_INSTRUCTIONS TO FOLLOW_
Return the whole listing, line for line, without the pictures in it.

_SUPPLIED INFORMATION_
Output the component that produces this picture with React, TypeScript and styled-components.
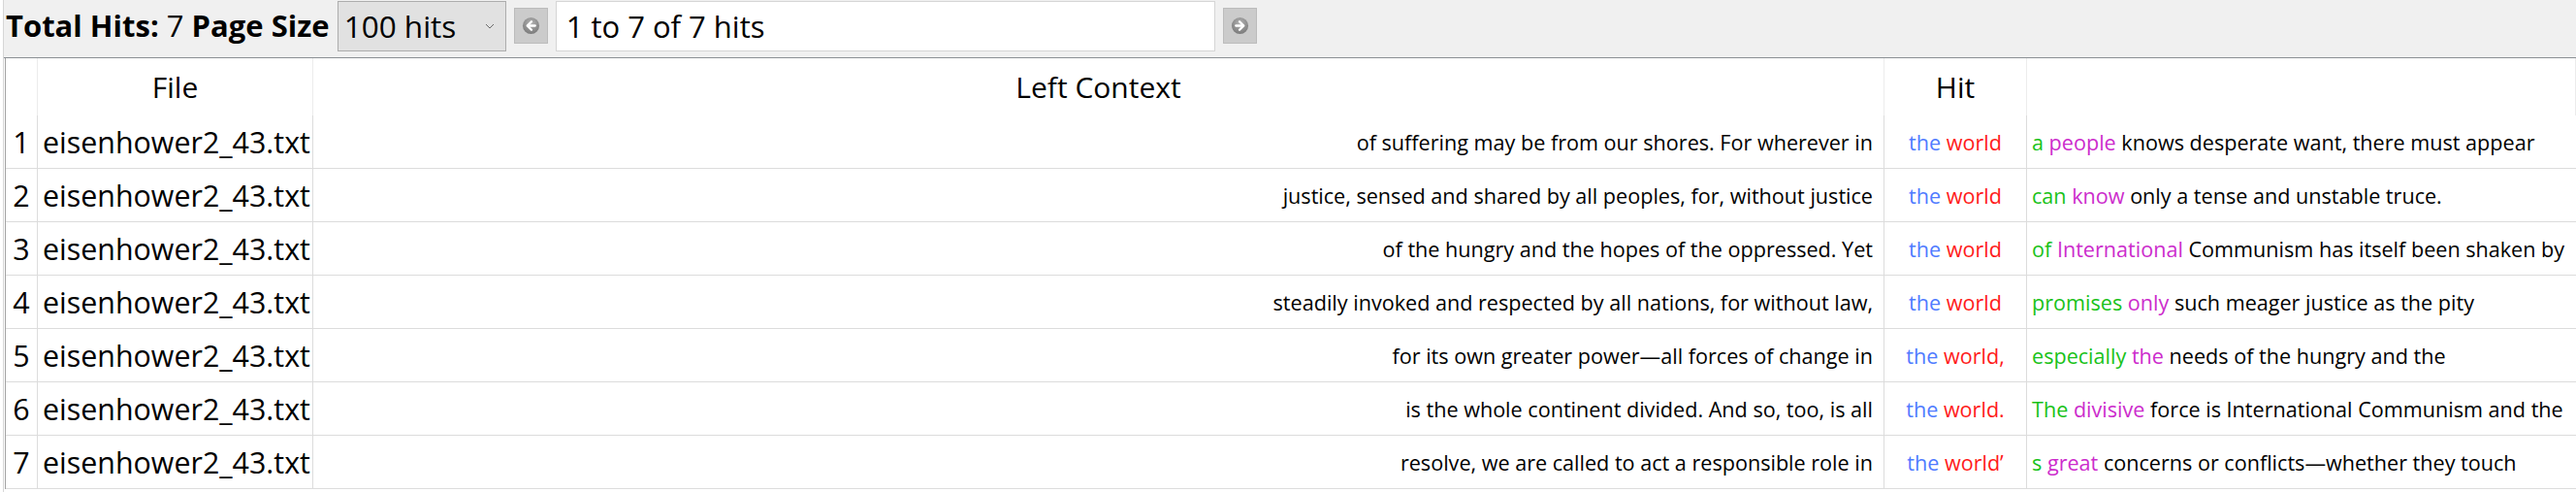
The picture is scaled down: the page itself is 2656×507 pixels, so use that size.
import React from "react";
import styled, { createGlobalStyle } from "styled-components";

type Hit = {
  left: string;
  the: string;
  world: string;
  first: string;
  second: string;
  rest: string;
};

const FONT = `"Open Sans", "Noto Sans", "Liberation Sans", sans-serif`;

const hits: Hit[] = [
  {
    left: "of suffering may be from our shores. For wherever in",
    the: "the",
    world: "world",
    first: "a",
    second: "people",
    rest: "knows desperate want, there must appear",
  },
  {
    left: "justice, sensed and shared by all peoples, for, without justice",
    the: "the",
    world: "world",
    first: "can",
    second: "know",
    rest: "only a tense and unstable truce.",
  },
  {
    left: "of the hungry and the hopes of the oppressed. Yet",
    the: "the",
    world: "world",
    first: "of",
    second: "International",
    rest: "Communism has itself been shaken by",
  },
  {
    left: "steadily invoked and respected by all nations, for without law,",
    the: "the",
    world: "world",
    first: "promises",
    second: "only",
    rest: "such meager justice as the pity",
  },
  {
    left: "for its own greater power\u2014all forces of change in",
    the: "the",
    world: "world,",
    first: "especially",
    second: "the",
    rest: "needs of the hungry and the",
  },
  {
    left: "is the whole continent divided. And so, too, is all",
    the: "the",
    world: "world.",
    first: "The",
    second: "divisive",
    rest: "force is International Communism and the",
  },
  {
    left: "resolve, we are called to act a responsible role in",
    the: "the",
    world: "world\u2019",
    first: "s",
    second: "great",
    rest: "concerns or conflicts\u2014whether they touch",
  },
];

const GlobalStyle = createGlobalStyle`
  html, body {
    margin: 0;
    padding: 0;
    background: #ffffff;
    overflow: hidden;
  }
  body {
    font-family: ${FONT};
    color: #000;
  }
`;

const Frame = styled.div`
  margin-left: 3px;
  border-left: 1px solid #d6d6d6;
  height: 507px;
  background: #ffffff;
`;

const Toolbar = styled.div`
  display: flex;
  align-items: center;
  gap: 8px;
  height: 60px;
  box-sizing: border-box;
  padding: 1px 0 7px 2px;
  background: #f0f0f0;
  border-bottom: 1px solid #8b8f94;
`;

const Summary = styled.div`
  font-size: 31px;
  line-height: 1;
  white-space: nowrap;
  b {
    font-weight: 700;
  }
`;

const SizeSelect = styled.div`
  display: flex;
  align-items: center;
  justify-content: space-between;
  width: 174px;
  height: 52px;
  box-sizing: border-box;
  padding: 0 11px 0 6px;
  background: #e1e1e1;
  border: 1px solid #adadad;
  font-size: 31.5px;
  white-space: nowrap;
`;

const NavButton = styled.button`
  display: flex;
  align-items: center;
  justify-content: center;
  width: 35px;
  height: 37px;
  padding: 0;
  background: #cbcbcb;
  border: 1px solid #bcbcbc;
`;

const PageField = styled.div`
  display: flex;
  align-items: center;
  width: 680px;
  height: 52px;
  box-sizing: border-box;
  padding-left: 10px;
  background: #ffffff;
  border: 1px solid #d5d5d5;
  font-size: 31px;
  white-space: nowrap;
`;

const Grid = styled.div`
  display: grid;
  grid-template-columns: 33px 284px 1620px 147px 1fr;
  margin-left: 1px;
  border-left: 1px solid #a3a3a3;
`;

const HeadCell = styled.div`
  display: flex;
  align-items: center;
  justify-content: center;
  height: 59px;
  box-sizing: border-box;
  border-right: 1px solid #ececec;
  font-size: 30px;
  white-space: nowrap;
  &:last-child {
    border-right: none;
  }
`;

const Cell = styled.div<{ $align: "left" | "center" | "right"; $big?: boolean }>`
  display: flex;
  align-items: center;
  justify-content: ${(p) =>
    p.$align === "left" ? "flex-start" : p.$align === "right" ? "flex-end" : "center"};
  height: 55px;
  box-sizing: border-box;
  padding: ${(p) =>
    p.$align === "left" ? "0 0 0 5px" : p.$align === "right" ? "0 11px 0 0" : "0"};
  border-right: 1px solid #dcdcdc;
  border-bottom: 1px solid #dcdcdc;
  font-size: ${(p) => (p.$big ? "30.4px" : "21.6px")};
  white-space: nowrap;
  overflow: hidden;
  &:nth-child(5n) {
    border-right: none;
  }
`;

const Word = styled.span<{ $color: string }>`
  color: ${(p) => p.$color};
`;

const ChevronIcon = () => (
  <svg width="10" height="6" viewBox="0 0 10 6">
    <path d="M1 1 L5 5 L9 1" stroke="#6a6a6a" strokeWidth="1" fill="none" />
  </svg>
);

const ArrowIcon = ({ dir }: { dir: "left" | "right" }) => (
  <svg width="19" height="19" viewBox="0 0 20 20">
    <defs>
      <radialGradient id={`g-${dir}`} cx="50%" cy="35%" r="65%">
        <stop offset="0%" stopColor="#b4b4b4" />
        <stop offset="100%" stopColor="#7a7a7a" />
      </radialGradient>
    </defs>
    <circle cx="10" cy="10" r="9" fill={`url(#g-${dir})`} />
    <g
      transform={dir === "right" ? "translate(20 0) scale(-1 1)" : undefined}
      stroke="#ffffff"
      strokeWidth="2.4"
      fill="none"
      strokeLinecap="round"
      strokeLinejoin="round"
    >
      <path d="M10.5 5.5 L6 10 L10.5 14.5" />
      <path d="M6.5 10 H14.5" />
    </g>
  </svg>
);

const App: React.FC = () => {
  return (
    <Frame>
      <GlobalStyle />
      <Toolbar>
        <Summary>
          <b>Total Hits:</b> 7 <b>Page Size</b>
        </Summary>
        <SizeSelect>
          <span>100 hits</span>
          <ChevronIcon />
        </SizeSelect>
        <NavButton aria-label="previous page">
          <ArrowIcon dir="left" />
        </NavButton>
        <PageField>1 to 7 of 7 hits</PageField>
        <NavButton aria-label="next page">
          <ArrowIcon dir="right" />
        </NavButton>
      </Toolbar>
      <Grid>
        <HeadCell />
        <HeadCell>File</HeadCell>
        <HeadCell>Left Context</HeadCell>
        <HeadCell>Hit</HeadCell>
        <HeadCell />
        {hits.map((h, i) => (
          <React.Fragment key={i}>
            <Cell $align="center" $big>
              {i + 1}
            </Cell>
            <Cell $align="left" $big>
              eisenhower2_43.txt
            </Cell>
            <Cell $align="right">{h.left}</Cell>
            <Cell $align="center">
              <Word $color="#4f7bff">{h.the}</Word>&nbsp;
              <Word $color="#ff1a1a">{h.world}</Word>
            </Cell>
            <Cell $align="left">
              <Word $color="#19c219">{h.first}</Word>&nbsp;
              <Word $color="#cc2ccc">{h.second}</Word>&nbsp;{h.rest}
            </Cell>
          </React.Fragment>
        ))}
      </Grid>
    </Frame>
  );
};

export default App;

_OUTPUT OF THE EXERCISE_
Output the component that produces this picture with React, TypeScript and styled-components.
The picture is scaled down: the page itself is 2656×507 pixels, so use that size.
import React from "react";
import styled, { createGlobalStyle } from "styled-components";

type Hit = {
  left: string;
  the: string;
  world: string;
  first: string;
  second: string;
  rest: string;
};

const FONT = `"Open Sans", "Noto Sans", "Liberation Sans", sans-serif`;

const hits: Hit[] = [
  {
    left: "of suffering may be from our shores. For wherever in",
    the: "the",
    world: "world",
    first: "a",
    second: "people",
    rest: "knows desperate want, there must appear",
  },
  {
    left: "justice, sensed and shared by all peoples, for, without justice",
    the: "the",
    world: "world",
    first: "can",
    second: "know",
    rest: "only a tense and unstable truce.",
  },
  {
    left: "of the hungry and the hopes of the oppressed. Yet",
    the: "the",
    world: "world",
    first: "of",
    second: "International",
    rest: "Communism has itself been shaken by",
  },
  {
    left: "steadily invoked and respected by all nations, for without law,",
    the: "the",
    world: "world",
    first: "promises",
    second: "only",
    rest: "such meager justice as the pity",
  },
  {
    left: "for its own greater power\u2014all forces of change in",
    the: "the",
    world: "world,",
    first: "especially",
    second: "the",
    rest: "needs of the hungry and the",
  },
  {
    left: "is the whole continent divided. And so, too, is all",
    the: "the",
    world: "world.",
    first: "The",
    second: "divisive",
    rest: "force is International Communism and the",
  },
  {
    left: "resolve, we are called to act a responsible role in",
    the: "the",
    world: "world\u2019",
    first: "s",
    second: "great",
    rest: "concerns or conflicts\u2014whether they touch",
  },
];

const GlobalStyle = createGlobalStyle`
  html, body {
    margin: 0;
    padding: 0;
    background: #ffffff;
    overflow: hidden;
  }
  body {
    font-family: ${FONT};
    color: #000;
  }
`;

const Frame = styled.div`
  margin-left: 3px;
  border-left: 1px solid #d6d6d6;
  height: 507px;
  background: #ffffff;
`;

const Toolbar = styled.div`
  display: flex;
  align-items: center;
  gap: 8px;
  height: 60px;
  box-sizing: border-box;
  padding: 1px 0 7px 2px;
  background: #f0f0f0;
  border-bottom: 1px solid #8b8f94;
`;

const Summary = styled.div`
  font-size: 31px;
  line-height: 1;
  white-space: nowrap;
  b {
    font-weight: 700;
  }
`;

const SizeSelect = styled.div`
  display: flex;
  align-items: center;
  justify-content: space-between;
  width: 174px;
  height: 52px;
  box-sizing: border-box;
  padding: 0 11px 0 6px;
  background: #e1e1e1;
  border: 1px solid #adadad;
  font-size: 31.5px;
  white-space: nowrap;
`;

const NavButton = styled.button`
  display: flex;
  align-items: center;
  justify-content: center;
  width: 35px;
  height: 37px;
  padding: 0;
  background: #cbcbcb;
  border: 1px solid #bcbcbc;
`;

const PageField = styled.div`
  display: flex;
  align-items: center;
  width: 680px;
  height: 52px;
  box-sizing: border-box;
  padding-left: 10px;
  background: #ffffff;
  border: 1px solid #d5d5d5;
  font-size: 31px;
  white-space: nowrap;
`;

const Grid = styled.div`
  display: grid;
  grid-template-columns: 33px 284px 1620px 147px 1fr;
  margin-left: 1px;
  border-left: 1px solid #a3a3a3;
`;

const HeadCell = styled.div`
  display: flex;
  align-items: center;
  justify-content: center;
  height: 59px;
  box-sizing: border-box;
  border-right: 1px solid #ececec;
  font-size: 30px;
  white-space: nowrap;
  &:last-child {
    border-right: none;
  }
`;

const Cell = styled.div<{ $align: "left" | "center" | "right"; $big?: boolean }>`
  display: flex;
  align-items: center;
  justify-content: ${(p) =>
    p.$align === "left" ? "flex-start" : p.$align === "right" ? "flex-end" : "center"};
  height: 55px;
  box-sizing: border-box;
  padding: ${(p) =>
    p.$align === "left" ? "0 0 0 5px" : p.$align === "right" ? "0 11px 0 0" : "0"};
  border-right: 1px solid #dcdcdc;
  border-bottom: 1px solid #dcdcdc;
  font-size: ${(p) => (p.$big ? "30.4px" : "21.6px")};
  white-space: nowrap;
  overflow: hidden;
  &:nth-child(5n) {
    border-right: none;
  }
`;

const Word = styled.span<{ $color: string }>`
  color: ${(p) => p.$color};
`;

const ChevronIcon = () => (
  <svg width="10" height="6" viewBox="0 0 10 6">
    <path d="M1 1 L5 5 L9 1" stroke="#6a6a6a" strokeWidth="1" fill="none" />
  </svg>
);

const ArrowIcon = ({ dir }: { dir: "left" | "right" }) => (
  <svg width="19" height="19" viewBox="0 0 20 20">
    <defs>
      <radialGradient id={`g-${dir}`} cx="50%" cy="35%" r="65%">
        <stop offset="0%" stopColor="#b4b4b4" />
        <stop offset="100%" stopColor="#7a7a7a" />
      </radialGradient>
    </defs>
    <circle cx="10" cy="10" r="9" fill={`url(#g-${dir})`} />
    <g
      transform={dir === "right" ? "translate(20 0) scale(-1 1)" : undefined}
      stroke="#ffffff"
      strokeWidth="2.4"
      fill="none"
      strokeLinecap="round"
      strokeLinejoin="round"
    >
      <path d="M10.5 5.5 L6 10 L10.5 14.5" />
      <path d="M6.5 10 H14.5" />
    </g>
  </svg>
);

const App: React.FC = () => {
  return (
    <Frame>
      <GlobalStyle />
      <Toolbar>
        <Summary>
          <b>Total Hits:</b> 7 <b>Page Size</b>
        </Summary>
        <SizeSelect>
          <span>100 hits</span>
          <ChevronIcon />
        </SizeSelect>
        <NavButton aria-label="previous page">
          <ArrowIcon dir="left" />
        </NavButton>
        <PageField>1 to 7 of 7 hits</PageField>
        <NavButton aria-label="next page">
          <ArrowIcon dir="right" />
        </NavButton>
      </Toolbar>
      <Grid>
        <HeadCell />
        <HeadCell>File</HeadCell>
        <HeadCell>Left Context</HeadCell>
        <HeadCell>Hit</HeadCell>
        <HeadCell />
        {hits.map((h, i) => (
          <React.Fragment key={i}>
            <Cell $align="center" $big>
              {i + 1}
            </Cell>
            <Cell $align="left" $big>
              eisenhower2_43.txt
            </Cell>
            <Cell $align="right">{h.left}</Cell>
            <Cell $align="center">
              <Word $color="#4f7bff">{h.the}</Word>&nbsp;
              <Word $color="#ff1a1a">{h.world}</Word>
            </Cell>
            <Cell $align="left">
              <Word $color="#19c219">{h.first}</Word>&nbsp;
              <Word $color="#cc2ccc">{h.second}</Word>&nbsp;{h.rest}
            </Cell>
          </React.Fragment>
        ))}
      </Grid>
    </Frame>
  );
};

export default App;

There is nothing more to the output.